しかし、国内での種苗の流通をしっかり管理することで海外流失のリスクは軽減できるために種苗法の改正が行われたのですが、改正の主要ポイントは次の2点です。

登録品種の海外流出を防止する

<育成者権の権利範囲の改正>
登録品種の種苗等が譲渡された後でも、次の行為については育成者権者の許諾が必要となります。

  1. 登録品種等の種苗を生産する行為
  2. 登録品種等の種苗を生産する地域
  3. 登録品種の保護を認めていない国への種苗の輸出
  4. 上記の国へ最終消費以外の目的で収穫物を輸出する行為

※この改正により、海外への持ち出しを知りながら種苗等を譲渡した者も刑事罰や損害賠償等の対象となる可能性が出てきました。

<輸出・栽培地域に関する制限の公表>
育成者は品種登録の出願と同時に「輸出・栽培地域に関する制限」の内容を届け出なければなりません。これにより農林水産庁のHPで公表し、譲渡の際には登録品種である旨及び制限がある旨の表示が義務付けられます。

<自家増殖の制限>
育成者が登録品種の種苗を譲渡した場合、その種苗や収穫物・加工品には「育成者権」は及ばないのが原則でしたが、例外規定により購入者が登録品種の種苗を自家増殖する場合は育成者権者の許諾と許諾料の支払いが必要となります。

<審査料及び登録料の引き下げ>
品種登録の一件ごとの審査料及び登録料の上限金額は次の様に変更されます。
審査料 現行 47,200円 ⇨ 改正後 14,000円 
登録料 現行 36,000円 ⇨ 改正後 30,000円

権利侵害の立証を容易にする

  1. 登録品種簿に記載された「特性」の比較により権利侵害の推定が可能となります。
  2. 農林水産大臣に判定を請求することにより侵害の判定が可能となります。

改正「種苗法」の課題

種苗法の改正によって優良品種の海外流出が抑制される一方で、現行法では育成者権が及ばない「自家増殖」が改正法では育成者権者の許諾と許諾料の支払いが必要となることから農家から懸念の声が上がっています。

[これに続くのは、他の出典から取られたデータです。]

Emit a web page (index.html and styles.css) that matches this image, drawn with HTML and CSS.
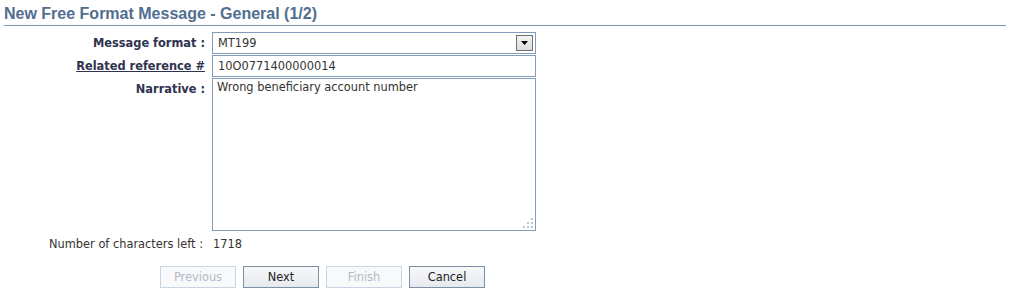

これに対し、農林水産庁は「自家増殖」の制限は、登録品種の流出防止のために種苗の適切な流通管理が必要であり、現在利用されている約9割の品種は一般品種なので法改正後も自由に「自家増殖」でき、また、許諾料が高額になることは考えにくいと説明しています。

種苗法改正のポイント:まとめ

我が国の優良品種の海外流出を防止することに反対する農家はいないと思いますが、長い間自由に行ってきた「自家増殖」が育成者権者による許諾制に変更されることに対する反対意見はネット上でも多く見られます。

農業分野では知的財産権についてあまり馴染みはありませんでしたが、長い年月をかけて開発した新品種に対する育成者の権利は尊重されるのは当然のことです。しかし、今まで自由に行なってきた慣例を規制する方向に転換するには、農家への丁寧な説明とスムーズに新制度に移行するための配慮が必要と思われます。